**WRITTEN TASK**
Restate the listing that follows word for word, without its pictures.

**AVAILABLE DATA**
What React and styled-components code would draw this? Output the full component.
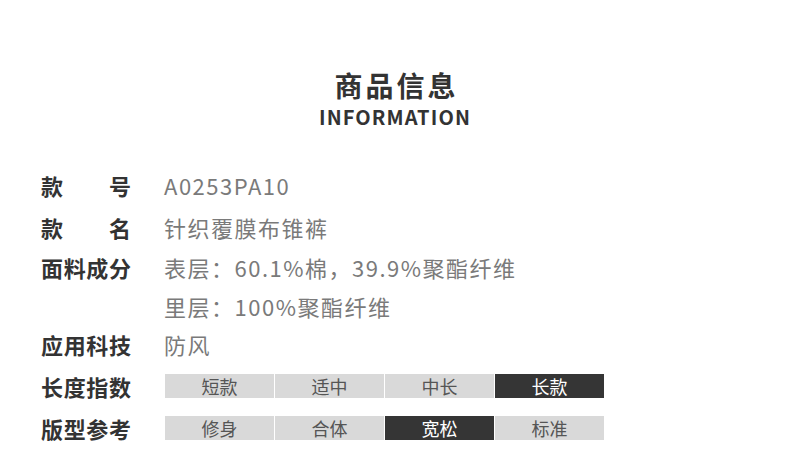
import React from 'react';
import styled, { createGlobalStyle } from 'styled-components';

const GlobalStyle = createGlobalStyle`
  html, body {
    margin: 0;
    padding: 0;
    background: #ffffff;
  }
  body {
    font-family: "Noto Sans CJK SC", "Noto Sans", sans-serif;
  }
`;

// Page wrapper
const Page = styled.div`
  width: 790px;
  height: 476px;
  padding-top: 67px;
  box-sizing: border-box;
  background: #fff;
`;

const Header = styled.header`
  display: flex;
  flex-direction: column;
  align-items: center;
`;

const Title = styled.h1`
  margin: 0 0 0 3px;
  font-size: 28px;
  line-height: 36px;
  font-weight: 700;
  letter-spacing: 3px;
  color: #333;
`;

const SubTitle = styled.div`
  margin-top: 2px;
  font-size: 20px;
  line-height: 24px;
  font-weight: 600;
  letter-spacing: 1.1px;
  color: #333;
`;

const InfoList = styled.div`
  display: flex;
  flex-direction: column;
  margin-top: 35px;
  padding-left: 41px;
`;

const Row = styled.div`
  display: flex;
  align-items: flex-start;
  min-height: ${({ height }) => height || 42}px;
`;

const LabelBox = styled.div`
  width: 90px;
  margin-right: 33px;
  display: flex;
  justify-content: space-between;
  font-size: 22px;
  line-height: ${({ lh }) => lh || 42}px;
  font-weight: 700;
  color: #333;
`;

const Values = styled.div`
  display: flex;
  flex-direction: column;
`;

const ValueLine = styled.div`
  font-size: 22px;
  line-height: ${({ lh }) => lh || 42}px;
  letter-spacing: 1.5px;
  color: #7a7a7a;
  white-space: nowrap;
`;

const Scale = styled.div`
  margin-top: 9px;
  margin-left: 1px;
  display: grid;
  grid-template-columns: repeat(4, 109px);
  column-gap: 1px;
`;

const ScaleCell = styled.div`
  height: 24px;
  display: flex;
  align-items: center;
  justify-content: center;
  font-size: 18px;
  background: ${({ active }) => (active ? '#353535' : '#d9d9d9')};
  color: ${({ active }) => (active ? '#fff' : '#555')};
`;

const Label = ({ text, lh }) => (
  <LabelBox lh={lh}>
    {text.split('').map((ch, i) => (
      <span key={i}>{ch}</span>
    ))}
  </LabelBox>
);

const ScaleRow = ({ label, options, active }) => (
  <Row>
    <Label text={label} />
    <Scale>
      {options.map((o) => (
        <ScaleCell key={o} active={o === active}>{o}</ScaleCell>
      ))}
    </Scale>
  </Row>
);

export default function App() {
  return (
    <>
      <GlobalStyle />
      <Page>
        <Header>
          <Title>商品信息</Title>
          <SubTitle>INFORMATION</SubTitle>
        </Header>
        <InfoList>
          <Row>
            <Label text="款号" />
            <Values><ValueLine>A0253PA10</ValueLine></Values>
          </Row>
          <Row>
            <Label text="款名" />
            <Values><ValueLine>针织覆膜布锥裤</ValueLine></Values>
          </Row>
          <Row>
            <Label text="面料成分" lh={39} />
            <Values>
              <ValueLine lh={39}>表层：60.1%棉，39.9%聚酯纤维</ValueLine>
              <ValueLine lh={39}>里层：100%聚酯纤维</ValueLine>
            </Values>
          </Row>
          <Row height={39}>
            <Label text="应用科技" lh={36} />
            <Values><ValueLine lh={36}>防风</ValueLine></Values>
          </Row>
          <ScaleRow label="长度指数" options={['短款', '适中', '中长', '长款']} active="长款" />
          <ScaleRow label="版型参考" options={['修身', '合体', '宽松', '标准']} active="宽松" />
        </InfoList>
      </Page>
    </>
  );
}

**RESPONSE TO THIS TASK**
What React and styled-components code would draw this? Output the full component.
import React from 'react';
import styled, { createGlobalStyle } from 'styled-components';

const GlobalStyle = createGlobalStyle`
  html, body {
    margin: 0;
    padding: 0;
    background: #ffffff;
  }
  body {
    font-family: "Noto Sans CJK SC", "Noto Sans", sans-serif;
  }
`;

// Page wrapper
const Page = styled.div`
  width: 790px;
  height: 476px;
  padding-top: 67px;
  box-sizing: border-box;
  background: #fff;
`;

const Header = styled.header`
  display: flex;
  flex-direction: column;
  align-items: center;
`;

const Title = styled.h1`
  margin: 0 0 0 3px;
  font-size: 28px;
  line-height: 36px;
  font-weight: 700;
  letter-spacing: 3px;
  color: #333;
`;

const SubTitle = styled.div`
  margin-top: 2px;
  font-size: 20px;
  line-height: 24px;
  font-weight: 600;
  letter-spacing: 1.1px;
  color: #333;
`;

const InfoList = styled.div`
  display: flex;
  flex-direction: column;
  margin-top: 35px;
  padding-left: 41px;
`;

const Row = styled.div`
  display: flex;
  align-items: flex-start;
  min-height: ${({ height }) => height || 42}px;
`;

const LabelBox = styled.div`
  width: 90px;
  margin-right: 33px;
  display: flex;
  justify-content: space-between;
  font-size: 22px;
  line-height: ${({ lh }) => lh || 42}px;
  font-weight: 700;
  color: #333;
`;

const Values = styled.div`
  display: flex;
  flex-direction: column;
`;

const ValueLine = styled.div`
  font-size: 22px;
  line-height: ${({ lh }) => lh || 42}px;
  letter-spacing: 1.5px;
  color: #7a7a7a;
  white-space: nowrap;
`;

const Scale = styled.div`
  margin-top: 9px;
  margin-left: 1px;
  display: grid;
  grid-template-columns: repeat(4, 109px);
  column-gap: 1px;
`;

const ScaleCell = styled.div`
  height: 24px;
  display: flex;
  align-items: center;
  justify-content: center;
  font-size: 18px;
  background: ${({ active }) => (active ? '#353535' : '#d9d9d9')};
  color: ${({ active }) => (active ? '#fff' : '#555')};
`;

const Label = ({ text, lh }) => (
  <LabelBox lh={lh}>
    {text.split('').map((ch, i) => (
      <span key={i}>{ch}</span>
    ))}
  </LabelBox>
);

const ScaleRow = ({ label, options, active }) => (
  <Row>
    <Label text={label} />
    <Scale>
      {options.map((o) => (
        <ScaleCell key={o} active={o === active}>{o}</ScaleCell>
      ))}
    </Scale>
  </Row>
);

export default function App() {
  return (
    <>
      <GlobalStyle />
      <Page>
        <Header>
          <Title>商品信息</Title>
          <SubTitle>INFORMATION</SubTitle>
        </Header>
        <InfoList>
          <Row>
            <Label text="款号" />
            <Values><ValueLine>A0253PA10</ValueLine></Values>
          </Row>
          <Row>
            <Label text="款名" />
            <Values><ValueLine>针织覆膜布锥裤</ValueLine></Values>
          </Row>
          <Row>
            <Label text="面料成分" lh={39} />
            <Values>
              <ValueLine lh={39}>表层：60.1%棉，39.9%聚酯纤维</ValueLine>
              <ValueLine lh={39}>里层：100%聚酯纤维</ValueLine>
            </Values>
          </Row>
          <Row height={39}>
            <Label text="应用科技" lh={36} />
            <Values><ValueLine lh={36}>防风</ValueLine></Values>
          </Row>
          <ScaleRow label="长度指数" options={['短款', '适中', '中长', '长款']} active="长款" />
          <ScaleRow label="版型参考" options={['修身', '合体', '宽松', '标准']} active="宽松" />
        </InfoList>
      </Page>
    </>
  );
}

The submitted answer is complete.